# What to produce:
Report back each line of the records that contains the string "Give".

==== Input material ====

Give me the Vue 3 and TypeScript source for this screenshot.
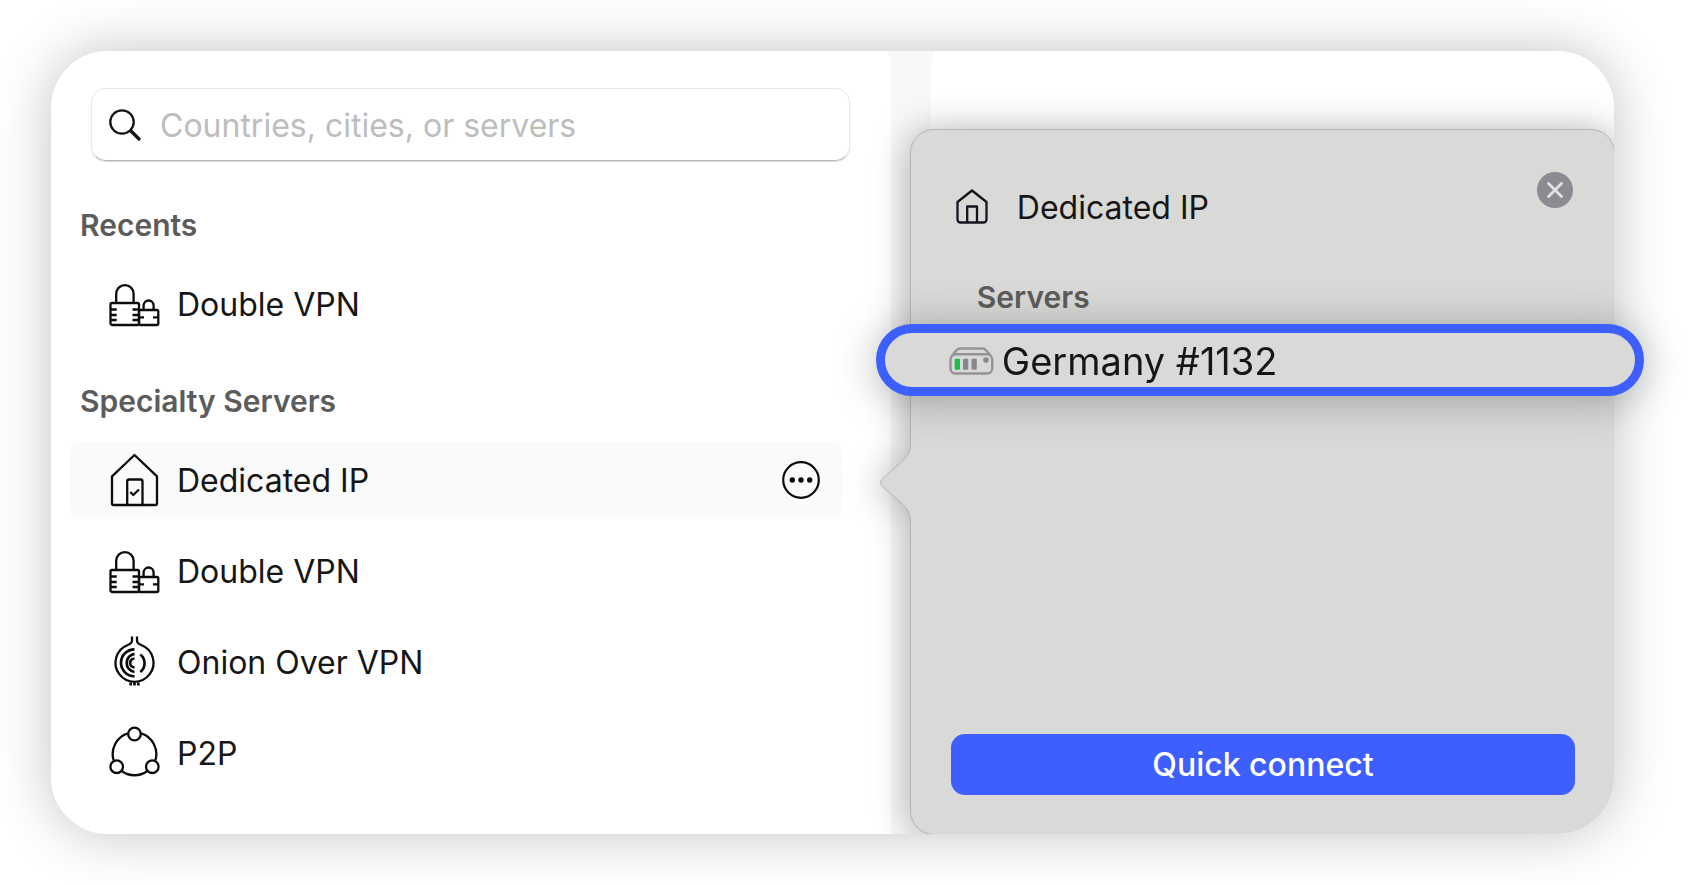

====
==== Input material ====

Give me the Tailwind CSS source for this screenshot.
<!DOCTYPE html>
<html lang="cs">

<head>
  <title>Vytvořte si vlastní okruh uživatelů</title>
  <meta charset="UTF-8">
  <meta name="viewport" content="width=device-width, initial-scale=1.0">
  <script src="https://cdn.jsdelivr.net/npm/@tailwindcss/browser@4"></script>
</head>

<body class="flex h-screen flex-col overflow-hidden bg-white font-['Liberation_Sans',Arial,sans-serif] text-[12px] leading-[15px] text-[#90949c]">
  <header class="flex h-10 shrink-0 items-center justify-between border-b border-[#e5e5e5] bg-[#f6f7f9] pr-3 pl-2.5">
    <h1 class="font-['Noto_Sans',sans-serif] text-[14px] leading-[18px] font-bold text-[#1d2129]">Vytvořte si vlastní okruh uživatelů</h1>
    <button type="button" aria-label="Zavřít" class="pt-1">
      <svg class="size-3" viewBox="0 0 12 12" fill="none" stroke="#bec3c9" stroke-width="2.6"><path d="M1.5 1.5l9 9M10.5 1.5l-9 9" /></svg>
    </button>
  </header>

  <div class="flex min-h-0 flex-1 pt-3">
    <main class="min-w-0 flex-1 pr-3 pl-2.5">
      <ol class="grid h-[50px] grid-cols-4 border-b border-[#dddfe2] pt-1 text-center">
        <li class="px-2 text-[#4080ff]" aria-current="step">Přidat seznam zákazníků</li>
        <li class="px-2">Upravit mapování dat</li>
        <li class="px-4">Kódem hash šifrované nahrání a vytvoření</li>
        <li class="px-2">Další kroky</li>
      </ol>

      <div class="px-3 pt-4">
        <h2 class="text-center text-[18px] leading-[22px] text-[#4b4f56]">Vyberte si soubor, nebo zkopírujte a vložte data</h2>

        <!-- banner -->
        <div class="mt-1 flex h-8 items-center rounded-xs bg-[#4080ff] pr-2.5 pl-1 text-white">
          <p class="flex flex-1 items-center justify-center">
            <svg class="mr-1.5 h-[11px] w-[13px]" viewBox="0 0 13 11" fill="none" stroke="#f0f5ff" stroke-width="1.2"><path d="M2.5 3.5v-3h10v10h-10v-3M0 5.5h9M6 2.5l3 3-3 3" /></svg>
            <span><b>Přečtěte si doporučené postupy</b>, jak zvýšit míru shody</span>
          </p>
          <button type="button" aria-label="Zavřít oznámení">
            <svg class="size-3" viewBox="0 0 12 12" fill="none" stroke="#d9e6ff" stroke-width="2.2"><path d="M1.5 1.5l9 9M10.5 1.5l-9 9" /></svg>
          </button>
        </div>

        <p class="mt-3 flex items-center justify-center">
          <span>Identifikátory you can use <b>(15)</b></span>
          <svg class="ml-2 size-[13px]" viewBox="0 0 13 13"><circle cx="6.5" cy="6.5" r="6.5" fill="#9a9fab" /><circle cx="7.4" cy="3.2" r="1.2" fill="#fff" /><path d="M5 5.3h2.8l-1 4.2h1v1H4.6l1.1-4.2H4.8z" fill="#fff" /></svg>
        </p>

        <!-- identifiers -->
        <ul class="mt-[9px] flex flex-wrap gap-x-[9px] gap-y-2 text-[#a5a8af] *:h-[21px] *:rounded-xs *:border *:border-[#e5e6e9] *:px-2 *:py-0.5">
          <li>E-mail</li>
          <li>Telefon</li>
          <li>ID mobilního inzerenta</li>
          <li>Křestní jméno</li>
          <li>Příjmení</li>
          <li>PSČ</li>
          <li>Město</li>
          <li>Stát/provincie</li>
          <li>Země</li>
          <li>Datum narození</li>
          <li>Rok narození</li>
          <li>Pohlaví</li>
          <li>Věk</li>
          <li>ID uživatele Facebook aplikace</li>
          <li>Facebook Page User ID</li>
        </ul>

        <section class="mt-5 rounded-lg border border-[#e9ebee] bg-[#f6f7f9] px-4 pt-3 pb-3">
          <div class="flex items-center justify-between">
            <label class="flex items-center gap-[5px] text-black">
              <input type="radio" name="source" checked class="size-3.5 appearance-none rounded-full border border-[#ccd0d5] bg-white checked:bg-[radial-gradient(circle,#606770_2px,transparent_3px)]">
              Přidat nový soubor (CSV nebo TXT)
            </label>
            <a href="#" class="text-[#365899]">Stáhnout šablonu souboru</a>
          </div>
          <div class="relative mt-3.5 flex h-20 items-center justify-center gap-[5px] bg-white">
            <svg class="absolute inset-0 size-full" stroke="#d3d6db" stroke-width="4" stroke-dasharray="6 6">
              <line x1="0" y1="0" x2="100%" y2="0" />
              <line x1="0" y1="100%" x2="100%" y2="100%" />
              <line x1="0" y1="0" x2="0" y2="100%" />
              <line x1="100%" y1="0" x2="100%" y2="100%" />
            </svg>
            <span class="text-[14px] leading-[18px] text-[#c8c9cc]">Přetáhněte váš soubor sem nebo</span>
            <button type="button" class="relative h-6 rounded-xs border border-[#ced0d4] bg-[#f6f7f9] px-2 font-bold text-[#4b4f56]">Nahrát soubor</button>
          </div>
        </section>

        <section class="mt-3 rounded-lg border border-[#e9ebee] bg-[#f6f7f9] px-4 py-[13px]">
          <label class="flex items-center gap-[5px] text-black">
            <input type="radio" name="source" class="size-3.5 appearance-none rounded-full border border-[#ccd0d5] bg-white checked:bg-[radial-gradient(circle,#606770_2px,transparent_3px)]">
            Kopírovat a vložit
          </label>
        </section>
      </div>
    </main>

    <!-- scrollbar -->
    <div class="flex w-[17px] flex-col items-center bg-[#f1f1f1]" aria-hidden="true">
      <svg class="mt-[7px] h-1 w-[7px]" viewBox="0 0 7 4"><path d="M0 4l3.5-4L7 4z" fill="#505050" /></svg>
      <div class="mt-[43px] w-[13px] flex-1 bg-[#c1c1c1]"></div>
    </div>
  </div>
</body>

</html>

====
==== Input material ====

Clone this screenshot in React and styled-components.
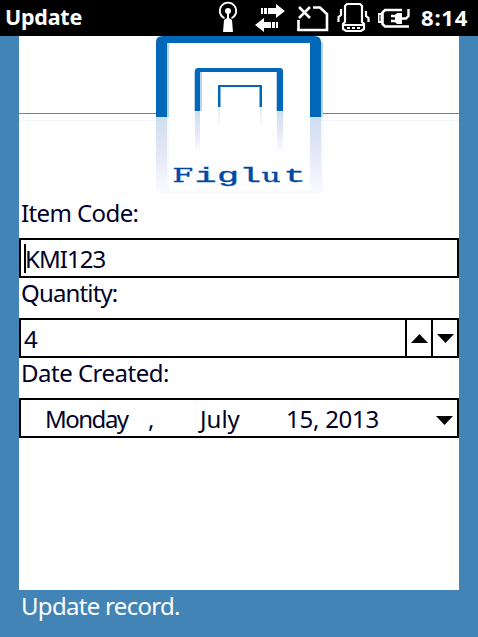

====

# The reply:
Give me the Vue 3 and TypeScript source for this screenshot.
Give me the Tailwind CSS source for this screenshot.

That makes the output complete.